Conversely, in Fig. 1(d–f) we present the same experiment, but in the presence of a direct electric current applied along the wire. No annealing time was employed in this case, just the upward and downward temperature ramps. Figure 1(d) was obtained using 10mA and Fig. 1(e) with 0.1 mA. Figure 1(f) shows several segments of long Ti oxide microtubes obtained during different runs. As one can observe, the application of an electric current leads to the formation of micro-tubes of remarkably homogeneous shape. The external and internal diameters of the micro-tubes were in the range of 240 and 140 μm respectively which, we note, is larger than the original diameter of the wire, which was 127 μm. We also point out that the experiment is fast, clean and easily reproducible. X-ray diffraction reveals microtubes with TiO2 rutile single phase and others with TiO2 rutile major phase coexisting with traces of hexagonal Ti metallic (see Fig. 1S in Supplemental Materials). The surface morphology of the obtained microtubes is very interesting. The microstructure of the surface of the microtube shown in Fig. 1(d) is displayed in the Supplemental Materials, Figs 2S and 3S. One can see several flat planes forming regular polyhedron on the surface of the as obtained tube. It is very dense and there is no pore. When the tube is annealed for a longer time at the highest temperature, the microstructure becomes more granular and some pores appear.
Figure 2 shows in situ electrical resistivity measurements with an applied current of 10 mA as the oxidation process takes place for a metallic titanium microwire. As the temperature increases from room temperature, the electrical resistivity also increases as is expected for any metal. However, at T = 850 °C, the electrical resistivity increases sharply four orders of magnitude, during a time span lasting no longer than 2 minutes, in an unexpected behavior. At first glance, it seems that the titanium metallic percolation path breaks down - the metallic medium is consumed and loses continuity, breaking down the path of electrical current. As temperature increases further, the electrical resistivity increases even more and reaches values compared to oxides.
On the other hand, there are sintering methods, spark plasma or field assisted sintering, which use a pulsed direct electrical current to perform high speed consolidation of powder samples26,27,28. It uses very high electrical current typically from 1 to 10 kA, which generates high localized temperatures, up to ten thousand Celsius. This way of heating allows the application of a very high heating rate which in turn promotes diffusion and enhances densification over grain growth. In our case, the Joule heating effect is very small. The magnitude of the used electrical current is very small, 1 to 10 mA, when compared to spark plasma sintering. We have estimated the temperature rise due to the Joule heating effect and found it to be negligible, of ~10 °C29.

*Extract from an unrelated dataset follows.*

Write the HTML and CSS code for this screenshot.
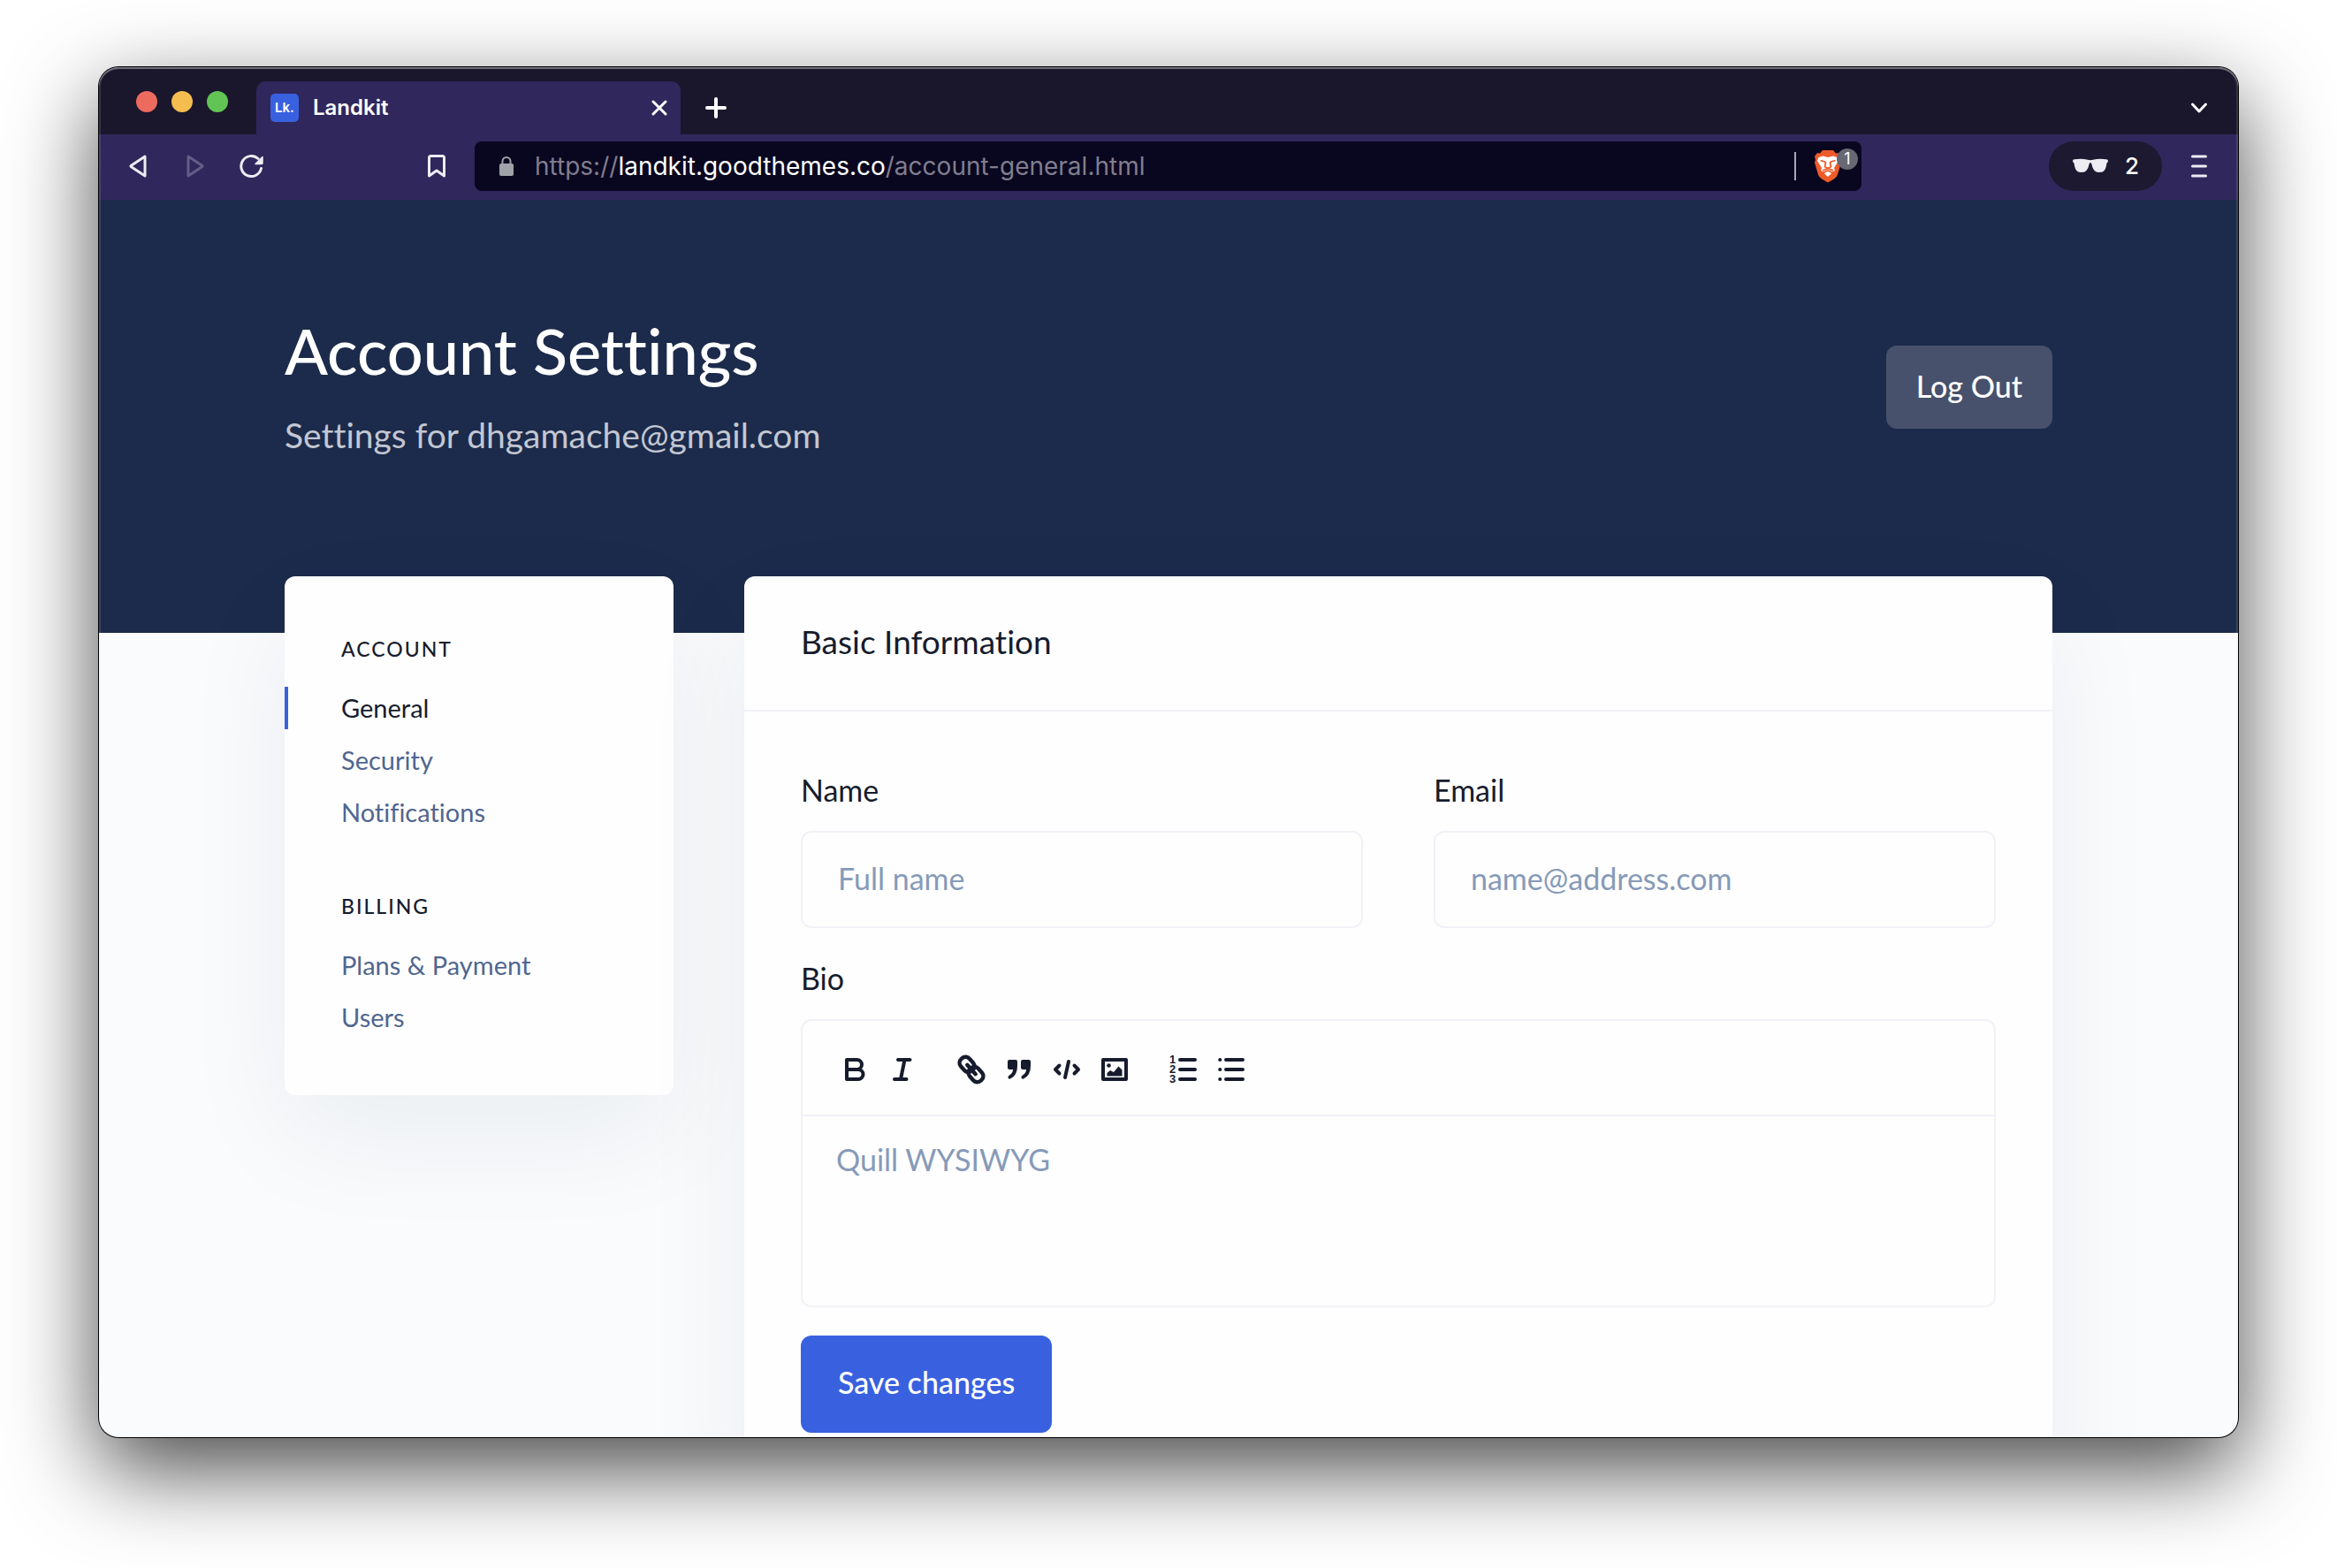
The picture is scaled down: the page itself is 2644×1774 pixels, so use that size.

We have also measured Raman spectroscopy. Those results were included in the Supplemental Materials. Figure 4S presents the unpolarized Raman spectrum of TiO2 microtube sample and Table 1S of the Supplemental Materials the vibrational bands assignment30. The first-order modes Eg, A1g and B2g and the second order Raman scattering of rutile phase dominate the observed Raman spectra. Nonetheless, the Eg(1) band of anatase (around 1%) was detected as a very tiny band at 140 cm−1. Another interesting result is on the microstructure of the surface of the microtube. Following the reported redshift in the A1g mode as function of crystallite size31,32, we found that the average crystallite size for the TiO2 microtubes is ~5 nm. At first glance, the morphology of the rutile microtubes appears to be a tubular nanomosaic one. However, more detailed studies need to be performed in order to clarify the long range morphology which will be published elsewhere. Furthermore, energy dispersive spectroscopy (EDS), see Fig. 5S in the Supplemental Materials, allows to map the distribution and relative proportion over the scanned area of the microtube. The results reveal that the mass composition of Ti and Oxygen changes only slightly depending on the region.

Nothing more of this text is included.